What you should do: Every line of the listing must be reproduced as it stands. Leave the images behind.

[Records with interface code]
-- Begin --

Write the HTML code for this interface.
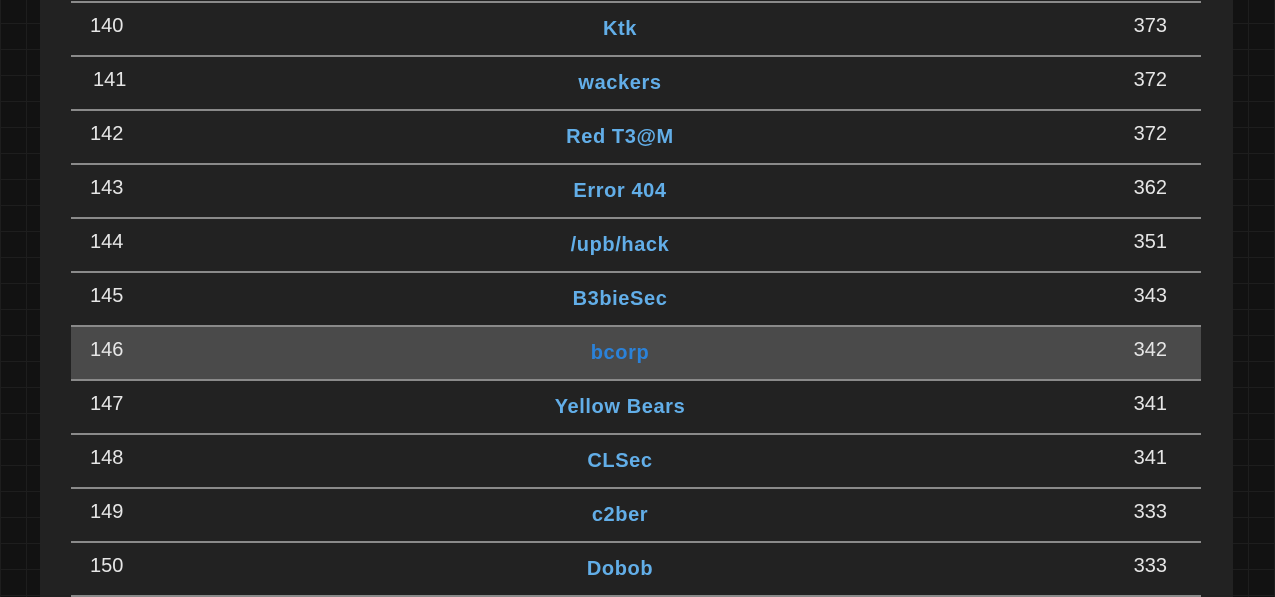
<!DOCTYPE html>
<html><head><style>
html,body{margin:0;padding:0;width:1275px;height:597px;overflow:hidden;
background-color:#121212;
background-image:linear-gradient(#1e1e1e 1px,transparent 1px),linear-gradient(90deg,#1e1e1e 1px,transparent 1px);
background-size:26px 26px;background-position:0 -3px;
font-family:"Liberation Sans",sans-serif;}
.panel{position:absolute;left:40px;top:0;width:1193px;height:597px;background:#222;}
.tbl{position:absolute;left:71px;top:1px;width:1130px;border-top:2px solid #8a8a8a;}
.row{position:relative;height:52px;border-bottom:2px solid #8a8a8a;color:#e6e6e6;}
.row.hl{background:#4a4a4a}
.n{position:absolute;left:19px;top:12px;font-size:20px;}
.s{position:absolute;right:34px;top:12px;font-size:20px;}
.t{position:absolute;left:0;right:32px;text-align:center;top:15px;font-size:20px;font-weight:bold;letter-spacing:0.6px;color:#62aee8;}
.hl .t{color:#2b82d9}
</style></head><body>
<div class="panel"></div>
<div class="tbl">
<div class="row"><span class="n">140</span><span class="t">Ktk</span><span class="s">373</span></div>
<div class="row"><span class="n" style="left:22px">141</span><span class="t">wackers</span><span class="s">372</span></div>
<div class="row"><span class="n">142</span><span class="t">Red T3@M</span><span class="s">372</span></div>
<div class="row"><span class="n">143</span><span class="t">Error 404</span><span class="s">362</span></div>
<div class="row"><span class="n">144</span><span class="t">/upb/hack</span><span class="s">351</span></div>
<div class="row"><span class="n">145</span><span class="t">B3bieSec</span><span class="s">343</span></div>
<div class="row hl"><span class="n">146</span><span class="t">bcorp</span><span class="s">342</span></div>
<div class="row"><span class="n">147</span><span class="t">Yellow Bears</span><span class="s">341</span></div>
<div class="row"><span class="n">148</span><span class="t">CLSec</span><span class="s">341</span></div>
<div class="row"><span class="n">149</span><span class="t">c2ber</span><span class="s">333</span></div>
<div class="row"><span class="n">150</span><span class="t">Dobob</span><span class="s">333</span></div>
</div>
</body></html>
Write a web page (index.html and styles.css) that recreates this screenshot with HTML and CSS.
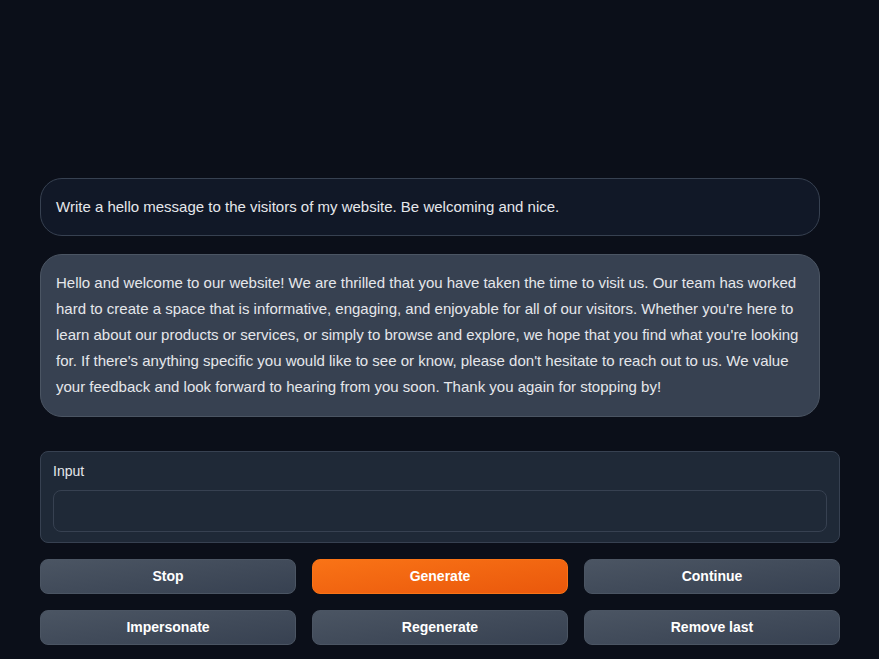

-- End --

Response to this exercise:
Write the HTML code for this interface.
<!DOCTYPE html>
<html><head><style>
html,body{margin:0;padding:0;width:1275px;height:597px;overflow:hidden;
background-color:#121212;
background-image:linear-gradient(#1e1e1e 1px,transparent 1px),linear-gradient(90deg,#1e1e1e 1px,transparent 1px);
background-size:26px 26px;background-position:0 -3px;
font-family:"Liberation Sans",sans-serif;}
.panel{position:absolute;left:40px;top:0;width:1193px;height:597px;background:#222;}
.tbl{position:absolute;left:71px;top:1px;width:1130px;border-top:2px solid #8a8a8a;}
.row{position:relative;height:52px;border-bottom:2px solid #8a8a8a;color:#e6e6e6;}
.row.hl{background:#4a4a4a}
.n{position:absolute;left:19px;top:12px;font-size:20px;}
.s{position:absolute;right:34px;top:12px;font-size:20px;}
.t{position:absolute;left:0;right:32px;text-align:center;top:15px;font-size:20px;font-weight:bold;letter-spacing:0.6px;color:#62aee8;}
.hl .t{color:#2b82d9}
</style></head><body>
<div class="panel"></div>
<div class="tbl">
<div class="row"><span class="n">140</span><span class="t">Ktk</span><span class="s">373</span></div>
<div class="row"><span class="n" style="left:22px">141</span><span class="t">wackers</span><span class="s">372</span></div>
<div class="row"><span class="n">142</span><span class="t">Red T3@M</span><span class="s">372</span></div>
<div class="row"><span class="n">143</span><span class="t">Error 404</span><span class="s">362</span></div>
<div class="row"><span class="n">144</span><span class="t">/upb/hack</span><span class="s">351</span></div>
<div class="row"><span class="n">145</span><span class="t">B3bieSec</span><span class="s">343</span></div>
<div class="row hl"><span class="n">146</span><span class="t">bcorp</span><span class="s">342</span></div>
<div class="row"><span class="n">147</span><span class="t">Yellow Bears</span><span class="s">341</span></div>
<div class="row"><span class="n">148</span><span class="t">CLSec</span><span class="s">341</span></div>
<div class="row"><span class="n">149</span><span class="t">c2ber</span><span class="s">333</span></div>
<div class="row"><span class="n">150</span><span class="t">Dobob</span><span class="s">333</span></div>
</div>
</body></html>
Write a web page (index.html and styles.css) that recreates this screenshot with HTML and CSS.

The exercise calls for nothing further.